I also see something similar when it comes to matters of love. I know acutely that I yearn to find a partner; someone I can confide in, talk endlessly with, make love with, smile with. But sometimes, after getting excited about the idea, something shifts, and I turn sad and hopeless. I start thinking about my past relationships: how much pain there was, how badly things went astray. I start to believe there is “no one out there for me.” Becoming overwhelmed with doubt and fear, the desire living in my eyes, body, and mind turns cold and numb. The original yearning —for love and real partnership — is all but gone.
But my pain lives deep. So I try to escape in the ways Trungpa Rinpoche describes: I switch on Rachel Maddow, I mindlessly scroll Facebook and Twitter, and swipe my way through OKCupid. After all turns quiet, my emotions shoot back up. Emotionally exhausted, crying myself to sleep, I feel no closer, and perhaps further, from resolving my heart’s pain.
Unfortunately, this process of avoidance causes increased suffering as it traps me further into a state of samsara. What to do?
Opening to fear through meditation
The answer lies, in part, in looking deeply into my fear, and placing a loving and inquiring hand on my wounds.

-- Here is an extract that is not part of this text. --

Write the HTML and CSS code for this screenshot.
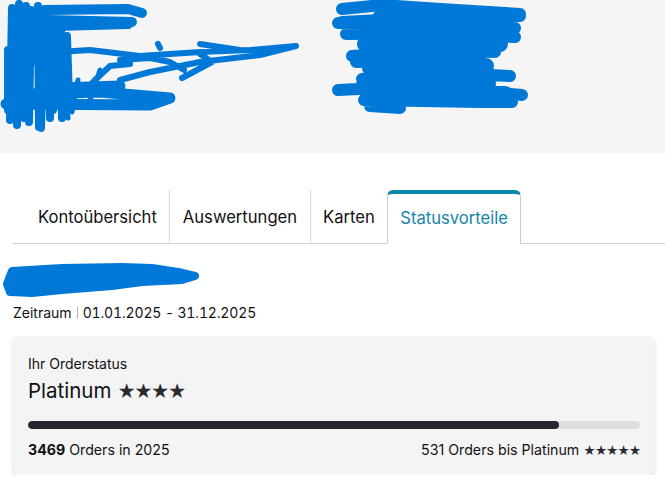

Trungpa Rinpoche believed that we have to be able to face our fears by looking at ourselves with honesty, gentleness, and clarity:
Many people try to find a spiritual path where they do not have to face themselves but where they can still liberate themselves—liberate themselves from themselves, in fact. In truth, that is impossible. We cannot do that. We have to be honest with ourselves. We have to see our gut, our real shit, our most undesirable parts. We have to see that…We have to face our fear; we have to look at it, study it, work with it, and practice meditation with it.
One way to look at ourselves is through meditation. Meditation allows space for us to look deeply into our fear, sit with our discomfort and self-hate, and be honest about where we resist and try to pull away. In meditation, the invitation is to sit and breathe. As we sit and breathe, thoughts arise. As thoughts arise, we gently label this “thinking,” and continue breathing.
Importantly, releasing the thought does not mean letting go of the energy undergirding it. According to Pema Chödrön, “our practice is to stay with it, to experience it, to leave it as it is.”
Rather than repress our emotions in the ways we’ve been doing, we are invited to tenderly open to them.
I am learning how to do this: to stay with the hatred, anxiety, judgement, and fear that pulse through me.
During my latest visit to the Insight Meditation Community of Berkeley, our teacher, Kate Munding, delivered a dharma talk on nature and led us through a meditation on touching the Earth, calling on us to each place a hand on the ground – as the Buddha did when he first experienced enlightenment – and ask the Earth to bear witness to our existence. It’s a gesture that reinforces our sense not just of how we are connected to the Earth but how we are, in fact, Earth itself.
As I placed my hand on the ground, a rush of pain and doubt shot up: “I’m not a fitting part of this Earth”; “I’m not like the Buddha”; “I’m not someone the Earth meant to cultivate”; “I’m not a being who can sit and thrive like all other beings.”
It was difficult. But really being with these sensations was so helpful: using mindfulness, I had the patience to stay with feelings of worthlessness, aloneness, and despair. I also had the capacity to inquire into my thoughts. Where are these thoughts coming from? Why are they arising? What are they wrapped up in?
Insight through meditation
Engaging into such inquiry, naturally, led me to better understand my recurring numbness: when I was rejected by schools, when I lost my last partner, when I was filled with desire and in some way told “no,” I of course felt pain, disappointment, and loneliness. But that was just a first wave. A second wave of difficult thoughts would come, too: “I’m never going to find love again”; “I’m never going to find a job I feel passionate about”; “I’m not wanted or loveable”; “I’m sorry for who I am.” I had never before been truly aware of this second wave and its power.
The more I meditate, the clearer I can see how my present doubts stem from life-long struggles with traumatic, fundamental beliefs about my basic goodness, or lack thereof. Listening to my body and thoughts with a raw, kind attention, I can see with clearer precision the hatred toward who I am; the anger and judgement toward my body and mind; regret about the life I’ve lived and doubt about my capacity to embody a confident and full heart in the future.
Ultimately, by opening to my fear and self-hate with honesty, clarity, and compassion, their power lessens. No longer covered by layers of dread and anguish, I can now touch into the experience of my heart, body, and mind from a place of kindness and inquiry, rather than judgment and fear. This process helps us see – and love – ourselves better.